Gambar 6. Vegetasi sebagai Pemecah Kebisingan dan Angin (Sumber: Hasil Analisis, 2014)
Kebisingan yang terjadi dari dalam terminal tentunya akan mengganggu masyarakat sekitar yang berada di sebelah barat tapak. Untuk menanggulangi hal tersebut ada beberapa hal yang dapat dilakukan yaitu penambahan barier berupa vegetasi yang dapat mengurangi kebisingan. Dalam hal ini dapat juga ditambahkan jarak antar terminal dengan batas tapak. Kebisingan dari permukiman juga memiliki potensi untuk mengganggu kenyamanan pengguna dalam terminal. Perlakuan yang sama seperti penanggulangan kebisingan dari dalam tapak juga bisa dilakukan dalam hal ini.
F. pengelola
MPU F. penunjang
BUS
Gambar 7. Pembagian Zoning (Sumber: Hasil Analisis, 2014)

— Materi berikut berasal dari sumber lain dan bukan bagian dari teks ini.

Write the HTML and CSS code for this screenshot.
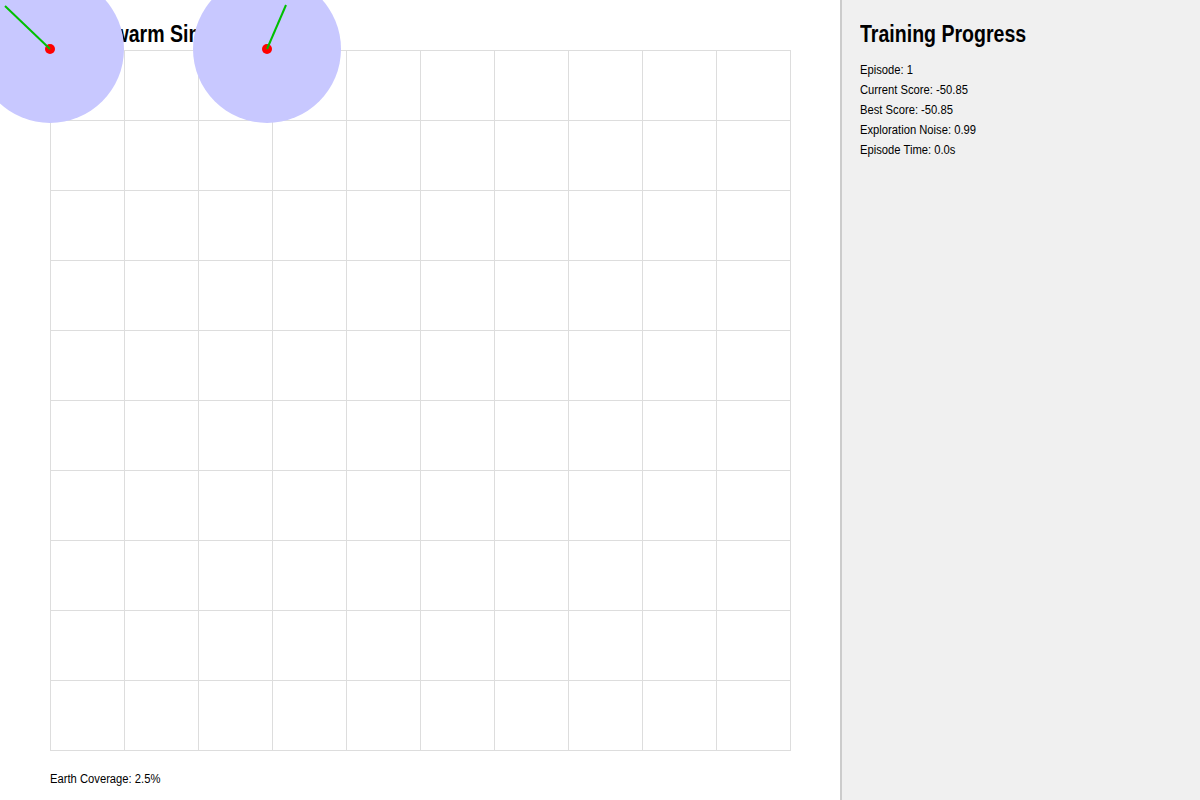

Fasilitas yang ada merupakan fasilitas kendaraan umum, fasilitas pengelola dan fasilitas penunjang. Hal ini dilakukan sesuai dengan analisis ruang secara makro pada pembahasan sebelumnya. Fasilitas MPU diletakkan paling utara dikarenakan trayek yang ada hanya melewati Jalan Mastrip, sehingga untuk memaksimalkan ruang dalam tapak diletakkan sebelah utara. Hal ini juga untuk jalur keluar masuk MPU ke dalam tapak. Fasilitas pengelola dan fasilitas penunjang berada diantara dua fasilitas utama dikarenakan sebagai penunjang dan pelengkap dari kedua fasilitas utama, yaitu failitas bus dan fasilitas MPU. Hal ini dilakukan untuk mengefisiensikan penggunaan kedua fasilitas tersebut, yaitu fasilitas pengelola dan penunjang. Fasilitas ini akan lebih mudah dijangkau oleh pengguna fasilitas kendaraan umum apabila keduanya berada di tengah tapak. Fasilitas bus berada di sebelah selatan tapak dan memiliki ruang paling luar dikarenakan fasilitas ini merupakan fasilitas utama dari terminal. Dimensi kendaraan yang besar dan kapasitas bus yang meningkat juga menjadi salah satu alasan peletakkan zona failitas paling belakang sehingga dapat memaksimalkan ruang dari tapak yang terbilang cukup kecil bagi terminal tipe A. Area MPU Bangunan Utama Area BUS
Area Kend. Pribadi
Gambar 8. Pembagian Tata Massa (Sumber: Hasil Analisis, 2014)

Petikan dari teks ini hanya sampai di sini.